━━━━━ Information provided
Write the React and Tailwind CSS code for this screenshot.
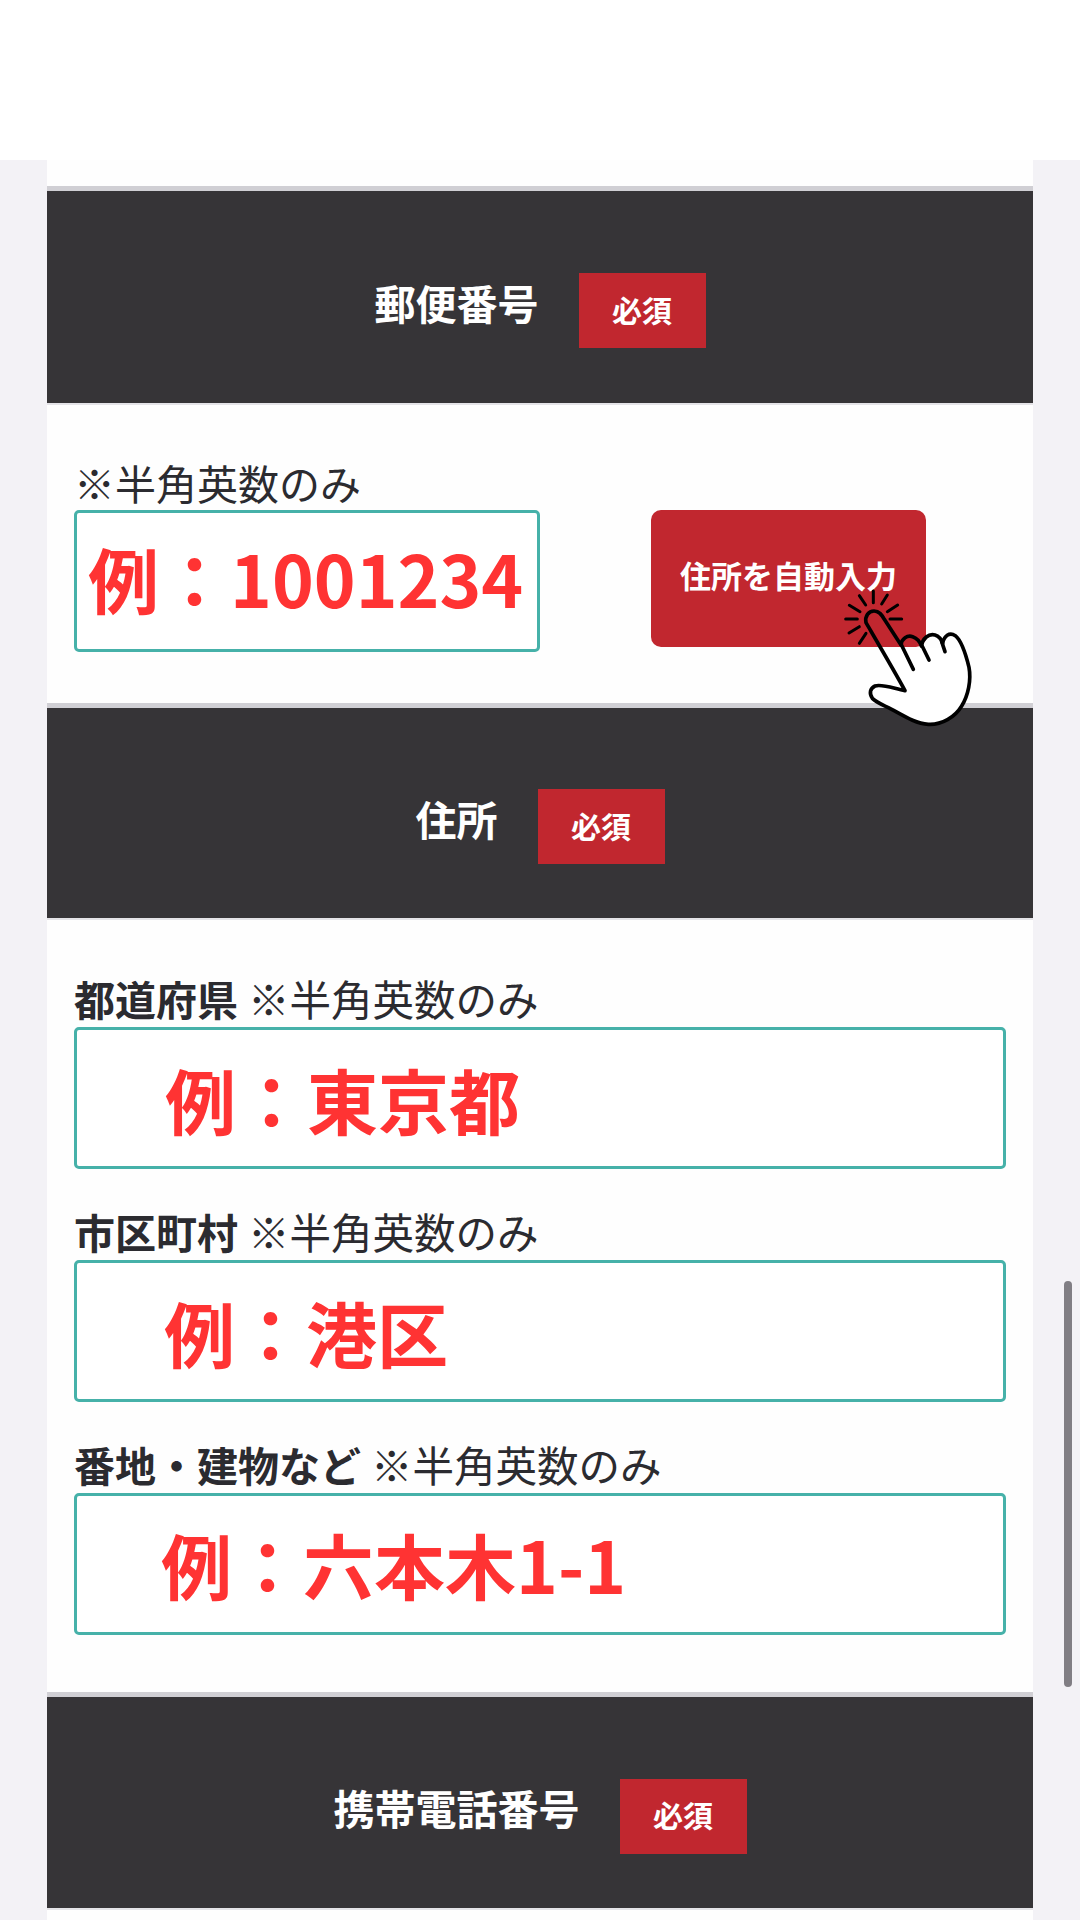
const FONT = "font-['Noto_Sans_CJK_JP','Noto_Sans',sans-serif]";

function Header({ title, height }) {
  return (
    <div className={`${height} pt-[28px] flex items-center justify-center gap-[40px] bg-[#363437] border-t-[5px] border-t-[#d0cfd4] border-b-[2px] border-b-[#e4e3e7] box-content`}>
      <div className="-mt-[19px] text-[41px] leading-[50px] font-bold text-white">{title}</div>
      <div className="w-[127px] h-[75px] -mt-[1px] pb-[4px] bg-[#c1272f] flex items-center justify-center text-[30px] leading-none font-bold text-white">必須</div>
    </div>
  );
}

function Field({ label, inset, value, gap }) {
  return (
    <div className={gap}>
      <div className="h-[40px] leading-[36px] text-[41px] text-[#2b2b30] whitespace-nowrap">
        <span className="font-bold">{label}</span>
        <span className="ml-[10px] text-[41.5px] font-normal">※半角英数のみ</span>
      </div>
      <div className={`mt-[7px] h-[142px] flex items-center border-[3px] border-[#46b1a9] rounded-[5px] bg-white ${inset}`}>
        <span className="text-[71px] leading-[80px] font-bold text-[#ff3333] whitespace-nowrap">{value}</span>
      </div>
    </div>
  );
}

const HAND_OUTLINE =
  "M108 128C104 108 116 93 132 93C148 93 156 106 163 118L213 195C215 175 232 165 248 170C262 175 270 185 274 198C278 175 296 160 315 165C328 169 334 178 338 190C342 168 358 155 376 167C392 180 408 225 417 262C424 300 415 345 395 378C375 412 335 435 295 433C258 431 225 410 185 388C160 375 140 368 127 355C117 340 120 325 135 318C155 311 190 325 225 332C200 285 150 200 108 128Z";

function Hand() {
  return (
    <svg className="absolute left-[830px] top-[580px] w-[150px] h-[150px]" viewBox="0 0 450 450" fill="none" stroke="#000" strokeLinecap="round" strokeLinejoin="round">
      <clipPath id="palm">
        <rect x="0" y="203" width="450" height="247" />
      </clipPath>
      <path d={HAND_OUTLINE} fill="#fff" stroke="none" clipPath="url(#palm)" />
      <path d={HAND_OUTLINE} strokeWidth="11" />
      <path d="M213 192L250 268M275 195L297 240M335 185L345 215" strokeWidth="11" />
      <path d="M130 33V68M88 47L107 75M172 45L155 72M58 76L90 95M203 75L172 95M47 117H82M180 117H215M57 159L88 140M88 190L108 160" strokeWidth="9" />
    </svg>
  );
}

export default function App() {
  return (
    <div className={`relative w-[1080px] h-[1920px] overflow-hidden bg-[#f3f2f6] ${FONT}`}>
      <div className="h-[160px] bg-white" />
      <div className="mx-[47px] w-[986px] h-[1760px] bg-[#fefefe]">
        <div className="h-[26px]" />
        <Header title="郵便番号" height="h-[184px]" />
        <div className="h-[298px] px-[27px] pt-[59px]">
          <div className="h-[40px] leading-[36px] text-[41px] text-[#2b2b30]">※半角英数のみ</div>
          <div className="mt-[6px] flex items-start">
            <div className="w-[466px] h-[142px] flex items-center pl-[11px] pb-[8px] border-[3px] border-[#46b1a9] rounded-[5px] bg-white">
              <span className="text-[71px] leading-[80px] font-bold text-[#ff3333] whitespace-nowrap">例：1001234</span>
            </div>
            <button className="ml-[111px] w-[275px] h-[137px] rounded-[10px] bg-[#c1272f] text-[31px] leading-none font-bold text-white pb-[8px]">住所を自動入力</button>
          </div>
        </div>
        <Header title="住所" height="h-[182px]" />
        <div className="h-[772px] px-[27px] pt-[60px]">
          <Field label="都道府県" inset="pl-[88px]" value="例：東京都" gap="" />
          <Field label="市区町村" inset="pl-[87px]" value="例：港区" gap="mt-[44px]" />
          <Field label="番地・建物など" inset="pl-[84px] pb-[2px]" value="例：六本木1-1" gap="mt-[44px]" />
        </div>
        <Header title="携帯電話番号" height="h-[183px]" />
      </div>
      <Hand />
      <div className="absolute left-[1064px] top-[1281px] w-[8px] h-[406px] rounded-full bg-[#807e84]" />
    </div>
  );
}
━━━━━━━━━━
■ **What to produce**
Omit every picture, then repeat the remaining data exactly as it appears above.

■ **Output of the exercise**
Write the React and Tailwind CSS code for this screenshot.
const FONT = "font-['Noto_Sans_CJK_JP','Noto_Sans',sans-serif]";

function Header({ title, height }) {
  return (
    <div className={`${height} pt-[28px] flex items-center justify-center gap-[40px] bg-[#363437] border-t-[5px] border-t-[#d0cfd4] border-b-[2px] border-b-[#e4e3e7] box-content`}>
      <div className="-mt-[19px] text-[41px] leading-[50px] font-bold text-white">{title}</div>
      <div className="w-[127px] h-[75px] -mt-[1px] pb-[4px] bg-[#c1272f] flex items-center justify-center text-[30px] leading-none font-bold text-white">必須</div>
    </div>
  );
}

function Field({ label, inset, value, gap }) {
  return (
    <div className={gap}>
      <div className="h-[40px] leading-[36px] text-[41px] text-[#2b2b30] whitespace-nowrap">
        <span className="font-bold">{label}</span>
        <span className="ml-[10px] text-[41.5px] font-normal">※半角英数のみ</span>
      </div>
      <div className={`mt-[7px] h-[142px] flex items-center border-[3px] border-[#46b1a9] rounded-[5px] bg-white ${inset}`}>
        <span className="text-[71px] leading-[80px] font-bold text-[#ff3333] whitespace-nowrap">{value}</span>
      </div>
    </div>
  );
}

const HAND_OUTLINE =
  "M108 128C104 108 116 93 132 93C148 93 156 106 163 118L213 195C215 175 232 165 248 170C262 175 270 185 274 198C278 175 296 160 315 165C328 169 334 178 338 190C342 168 358 155 376 167C392 180 408 225 417 262C424 300 415 345 395 378C375 412 335 435 295 433C258 431 225 410 185 388C160 375 140 368 127 355C117 340 120 325 135 318C155 311 190 325 225 332C200 285 150 200 108 128Z";

function Hand() {
  return (
    <svg className="absolute left-[830px] top-[580px] w-[150px] h-[150px]" viewBox="0 0 450 450" fill="none" stroke="#000" strokeLinecap="round" strokeLinejoin="round">
      <clipPath id="palm">
        <rect x="0" y="203" width="450" height="247" />
      </clipPath>
      <path d={HAND_OUTLINE} fill="#fff" stroke="none" clipPath="url(#palm)" />
      <path d={HAND_OUTLINE} strokeWidth="11" />
      <path d="M213 192L250 268M275 195L297 240M335 185L345 215" strokeWidth="11" />
      <path d="M130 33V68M88 47L107 75M172 45L155 72M58 76L90 95M203 75L172 95M47 117H82M180 117H215M57 159L88 140M88 190L108 160" strokeWidth="9" />
    </svg>
  );
}

export default function App() {
  return (
    <div className={`relative w-[1080px] h-[1920px] overflow-hidden bg-[#f3f2f6] ${FONT}`}>
      <div className="h-[160px] bg-white" />
      <div className="mx-[47px] w-[986px] h-[1760px] bg-[#fefefe]">
        <div className="h-[26px]" />
        <Header title="郵便番号" height="h-[184px]" />
        <div className="h-[298px] px-[27px] pt-[59px]">
          <div className="h-[40px] leading-[36px] text-[41px] text-[#2b2b30]">※半角英数のみ</div>
          <div className="mt-[6px] flex items-start">
            <div className="w-[466px] h-[142px] flex items-center pl-[11px] pb-[8px] border-[3px] border-[#46b1a9] rounded-[5px] bg-white">
              <span className="text-[71px] leading-[80px] font-bold text-[#ff3333] whitespace-nowrap">例：1001234</span>
            </div>
            <button className="ml-[111px] w-[275px] h-[137px] rounded-[10px] bg-[#c1272f] text-[31px] leading-none font-bold text-white pb-[8px]">住所を自動入力</button>
          </div>
        </div>
        <Header title="住所" height="h-[182px]" />
        <div className="h-[772px] px-[27px] pt-[60px]">
          <Field label="都道府県" inset="pl-[88px]" value="例：東京都" gap="" />
          <Field label="市区町村" inset="pl-[87px]" value="例：港区" gap="mt-[44px]" />
          <Field label="番地・建物など" inset="pl-[84px] pb-[2px]" value="例：六本木1-1" gap="mt-[44px]" />
        </div>
        <Header title="携帯電話番号" height="h-[183px]" />
      </div>
      <Hand />
      <div className="absolute left-[1064px] top-[1281px] w-[8px] h-[406px] rounded-full bg-[#807e84]" />
    </div>
  );
}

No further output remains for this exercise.